Why do we need more women in IT?

When it comes to balancing the gender ratio, it's a good idea to ask “why?” before charging ahead with “how?”

As the father of two tech-nerd daughters and husband of someone who writes Java code for a living, I've been in favour of the idea of getting more women into IT. My assumption was that it would be A Good Thing. Until recently I hadn't questioned that assumption. Now I am doing so.

Women are under-represented in IT, no question about it. They always have been. Female programmers like my wife are notable for their rarity. But women are also under-represented in the taxi-driving and refuse-collection industries. By contrast, women far outnumber men in the public sector.

Should we be encouraging more men to be nurses, primary school teachers and social workers? More women to be taxi drivers? Perhaps we should, but why? What are the underlying assumptions?

One assumption is that IT is a good career choice: lucrative, rewarding, stimulating. It can be those things, but often it isn't. Just look at IDG Connect's report into bullying in IT. Working in this industry can be a stressful, tiring, boring and depressing experience.

I wouldn't go back to coding for money if you paid me. It's just not worth the pain. It's a job for young people, those who haven't yet discovered how the corporate world works and where they fit into it. A friend's son just left Google after three years as a programmer, because he wants a life and is feeling burnt out. He's 27, and far from being the only one. Almost everybody I know who works in IT these days is permanently overworked and stressed.

Another underlying assumption in the 'women in IT' debate is that girls don't get involved with computing because they see it as being above them. Having spoken to a number of teachers and parents, it seems that in at least some cases the opposite is true: they don't do it because they feel it's beneath them. I wonder if those girls might be right.

I was there when home computers first appeared. I was 10 years old. There were no prejudices about who could or couldn't use them, because there was no precedent. Many boys – including me – were instantly hooked. We spent weeks of our lives trying to write simple, blocky computer games, or get animated balls to bounce around the screen. Many girls – including my sister – glanced at those primitive counting machines and said the equivalent of, "Meh, come back and show me when it can run Minecraft or The Sims."

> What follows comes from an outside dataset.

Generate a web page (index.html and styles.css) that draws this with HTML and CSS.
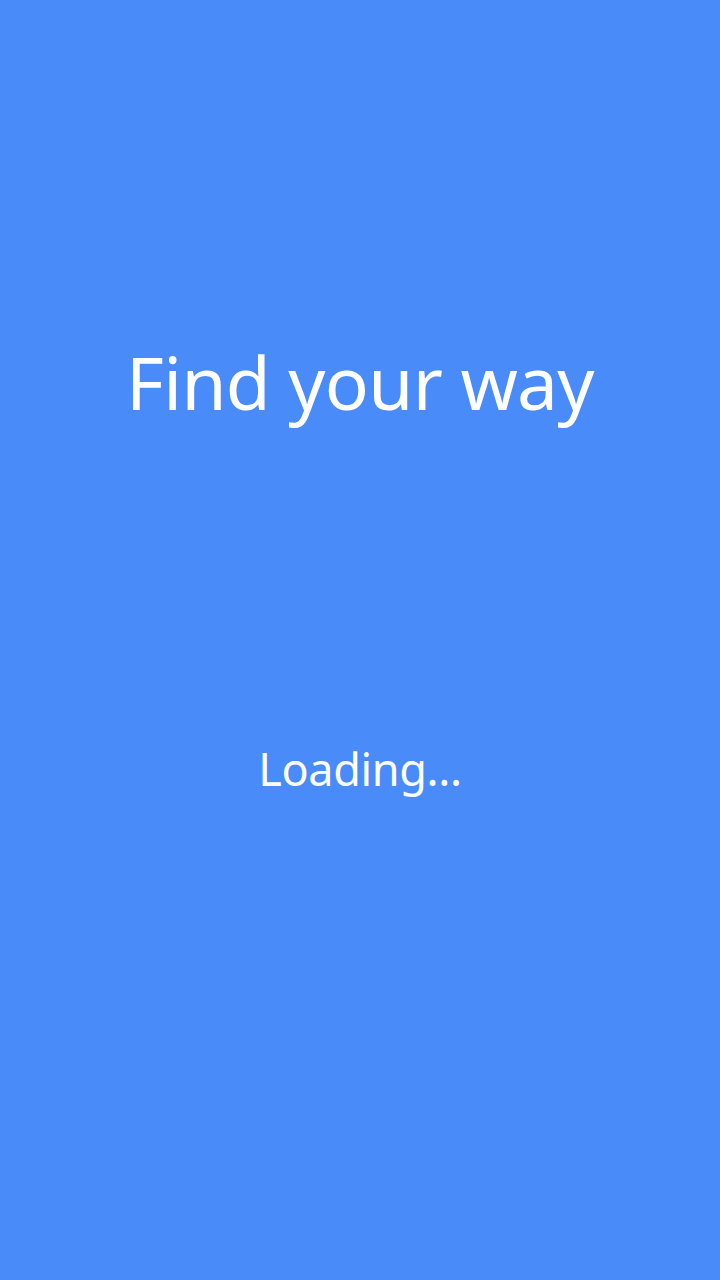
FILE: index.html
```html
<!DOCTYPE html>
<html>
<head>
<meta charset="utf-8">
<link rel="stylesheet" href="styles.css">
</head>
<body>
<main class="splash">
  <h1 class="title">Find your way</h1>
  <p class="loading">Loading...</p>
</main>
</body>
</html>
```
FILE: styles.css
```css
html, body {
  margin: 0;
  padding: 0;
  height: 100%;
  background: #4a8bfa;
}
.splash {
  min-height: 1280px;
  display: flex;
  flex-direction: column;
  align-items: center;
  padding-top: 345px;
  box-sizing: border-box;
  font-family: "Noto Sans", "Open Sans", sans-serif;
  color: #ffffff;
}
.title {
  margin: 0;
  font-size: 73px;
  font-weight: 400;
  line-height: 1;
  letter-spacing: -0.7px;
}
.loading {
  margin: 328px 0 0;
  font-size: 45px;
  line-height: 1;
  letter-spacing: -0.35px;
}
```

In hindsight the girls' evaluation was the more sensible. How much of my life did I waste writing sprite collision detection routines on a BBC Micro? How many days, weeks, months were frittered away optimising config.sys and autoexec.bat files to get memory-hungry PC games to work?

And I'm still at it. I've just spent days getting a modern Linux distro to run well on a 1995 Pentium PC. Why? Surely there are better uses of my finite time on this planet. But I'm like a dog chasing a thrown stick. When it comes to computers I just have to experiment, fiddle, tweak, program and problem-solve.

I'm not alone in that. Most of my male friends have a similar… well, I might once have called it a drive, but perhaps it's more of an affliction. Yet most women and girls seem far more pragmatic. They see these machines for what they really are – tools, a means to an end.

I'm also aware that the current focus on getting girls into IT can have a detrimental effect on boys' motivation and self-belief. They can't fail to notice the demands for more female programmers. Not more skilled programmers, just more female ones. I don't have any sons, but I don't feel that my daughters should have preferential treatment over boys just because of their gender. As well as being unfair, that would affect their belief in their own abilities: how much of their success would truly be their own, rather than the result of an uneven playing field?

The only differentiator should be ability. Yet, as I've discovered from teaching coding to children, there doesn't seem to be a gender difference in programming ability.

So why aren't there more women in IT? Is there a concerted effort on the part of men to keep them out? I don't think that idea withstands scrutiny, but I could be wrong. My wife hasn't experienced misogyny in her IT career. If anything the opposite is true. The only programmers who wouldn't welcome a more gender-balanced working environment are those who feel insecure because they aren't very good at their jobs.

Which leaves the possibility that large numbers of women have looked at IT as a career and thought, "You must be bloody joking!"

That might be the correct rational response, for both women and men. I've always assumed that IT was a sensible career choice because it's been good for me. It might not be so great for others, though. In any case, the situation is very different for those starting out today compared to 30 years ago.

My daughters might decide to work in IT when they grow up, or they might not. But it will be their choice. They won't be put off by gender perceptions or prejudice. And they won't be pushed into it by well-meaning adults who think that women must follow a certain path just because it happened to work out well for their own careers. Or, even worse, to make the male/female numbers balance.

Instead of saying "We must get more women into IT," a better rallying cry would be "Anyone, regardless of gender, should be able to pursue the career of their choice without prejudice." You want to be a nurse? Great. A programmer? Wonderful. Your reproductive organs should be no impediment to any career.

That's a much harder goal to achieve, I know. It's also a more honest, fair and equitable one. And if you really want more women in IT, the solution is simple. Just make IT a nicer industry to work in – for everyone.